What Tomoko delivered

By Q3, the team had 22 members with production MLOps capability, up from 4 at the start of the year. The Q3 deployment target was met. The total investment in learning was 35% less than the original budget because individualized paths eliminated redundant training.

More importantly, the approach revealed something the aggregate gap analysis had hidden: the team did not need 45 people with MLOps skills. It needed 20-25 strong MLOps practitioners, 10 people in supporting roles (ML product owners, data quality engineers), and the remaining headcount focused on advanced analytics work that was being neglected while everyone chased the MLOps gap.

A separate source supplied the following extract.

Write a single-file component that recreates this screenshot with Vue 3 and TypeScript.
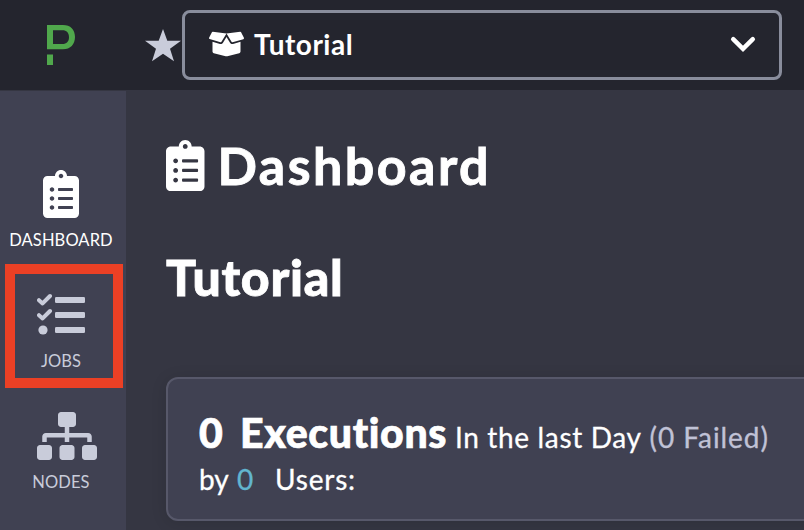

The skills gap was real. But the solution was not “train everyone in the same thing.” It was “understand each person, match them to the right path, and redesign the team structure to match the actual capability need.”

Key insight

Most skills gap analyses stop at the aggregate. They tell you the organization is short on cloud skills. They do not tell you that Kenji is 80% of the way there and needs one certification, while Sofia needs a fundamentally different development path.

Key terms

Skills Gap Analysis
Comparing the skills an organization needs (based on strategy and role requirements) against the skills it currently has. The difference is the gap.
Learning Path Matching
Connecting a specific skill gap for a specific person to the most efficient learning resources, accounting for their current proficiency, learning style, and time constraints.
Skill Adjacency
The proximity between two skills based on shared foundations. Someone with strong Python skills has high adjacency to MLOps because the foundational skill transfers.
The bottom line

Skills gap detection only creates value when it connects to action. The gap analysis tells you where you are short. The learning match tells each person what to do about it. Without that last mile, gap detection is just an expensive report.